While these questions alone might have been enough to fuel a five-part miniseries, the outcome of Kelley’s six-year ordeal leads Kondelis to an even weightier query—one that has never been more urgent than it is now, with Americans’ faith in law enforcement at an all-time low: What does the criminal justice system owe to the people whom it flagrantly, demonstrably fails?

And fail Greg Kelley it did. Through extensive footage of the appellate process and interviews with the attorney who handled his appeal, Keith Hampton, viewers come to understand just how catastrophically the original case was mismanaged. A compelling alternate suspect—Kelley’s lookalike buddy McCarty, who later served time following several rape accusations—was overlooked amid a glaring conflict of interest: the lawyer Kelley trusted to defend him during his first trial turned out to have had a long history of representing the McCarty family. Even more astonishing is the reckless single-mindedness and apparent malice with which the Cedar Park Police Department’s lead investigator on the case, Chris Dailey, pursued Kelley’s conviction. (The emergence, during the appellate process, of a Texas Ranger who argued that evidence of Kelley visiting porn sites on his smartphone supported the conclusion that he was a child molester adds a new layer of absurdity.)

Keith Hampton in 'Outcry'
Keith Hampton, the attorney who handled Greg Kelley's appeal, in 'Outcry'Courtesy of Showtime

Kondelis sticks close to the Kelley camp, and in doing so, he makes the same tradeoffs that Jean-Xavier de Lestrade made in his influential true-crime docuseries The Staircase, for which the filmmaker eventually spent the better part of two decades following Michael Peterson, an author charged with killing his wife, and his defense team. Like that show, Outcry establishes enough intimacy with the accused to capture the agony of seemingly endless criminal proceedings, the pain of dreams indefinitely deferred, the emotional toll such ordeals can take on families that stay loyal to men they’re convinced are innocent. At the same time, both directors fail to gain the trust of the opposing side. Though Kondelis gestures vaguely at the intensity of the football rivalry between Leander and Cedar Grove in the premiere, he never gets close enough to Dailey to flesh out a motive for what Hampton frames as the detective’s “bad faith” investigation. The show also seems hesitant to provide much background on Brydon, who devoted so much effort to defending a man he only met after helping to secure Kelley’s release.

Outcry
Courtesy of Showtime

Although he was still in jail when Kondelis began filming, it’s the back half of Outcry, which follows him post-incarceration, that feels most profound (even if the director’s efforts to avoid “spoiling” big developments make the timeline of those later episodes a bit confusing). Kelley walks free after a district judge agrees to a $50,000 bond in August 2017; four months later, she recommends he be found innocent, as “the state would not have been able to prove him guilty beyond a reasonable doubt and a reasonable jury would be obliged to declare him not guilty.” Yet he remains stuck in a holding pattern for more than two years after his release, waiting for the Texas Court of Criminal Appeals to either exonerate him or haul him back into custody.

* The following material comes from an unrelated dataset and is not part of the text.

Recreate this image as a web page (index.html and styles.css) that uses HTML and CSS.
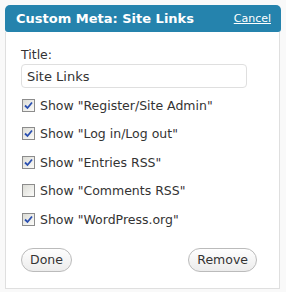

During that time, Kelley, now well into his 20s, tries to push forward. He goes back into training, eager to apply for a second shot at UT but conscious that the clock is ticking on his football career. He and Gaebri get engaged and move together to New York, where she’s pursuing her education in dance. Yet, as Kondelis’ cameras observe, every Wednesday morning finds Kelley anxiously refreshing the CCA’s website to see if his name is on the list of cases that have been resolved. Hampton confirms that such a long silence from the state is incredibly rare. Only in late 2019 does Kelley learn that he’s been exonerated. By then, as his mom Rosa Kelley recounts through tears at a fractious Cedar Park City Council meeting, his father has died.

It seems clear that a healthy criminal justice system wouldn’t make mistakes of this magnitude—ones compounded over and over again by the failures of prosecutors, defense lawyers, Texas Rangers and especially local police. But assuming it did so spectacularly fail a person, Outcry finally asks, how would a healthy criminal justice system make amends? No one can restore to Kelley the six years of youth that he lost, or go back in time and ensure that his dad lived to see him clear his name. Local governments and professional colleagues could, however, punish the individuals whose corruption, incompetence and conflicts of interest exacerbated Kelley’s ordeal. Unfortunately, that hasn’t happened; Dailey remains on active duty in Cedar Park, while Sean Mannix, the police chief who defended the detective’s handling of the investigation, retired by choice in early 2020 and the attorneys on both sides of the original case have seen their careers advance in the intervening years.

“All I wanted was a handshake, an apology and accountability,” Kelley has claimed. But none of the above was forthcoming. And in May, he filed a wrongful conviction lawsuit against the city of Cedar Park and both officers. Like his exoneration, any satisfaction he finds in civil court will be too little, too late—not a vindication of a justice system that will have finally done right by Kelley but an indictment of one that took so much from him, gave so little back and still insisted it had done nothing wrong.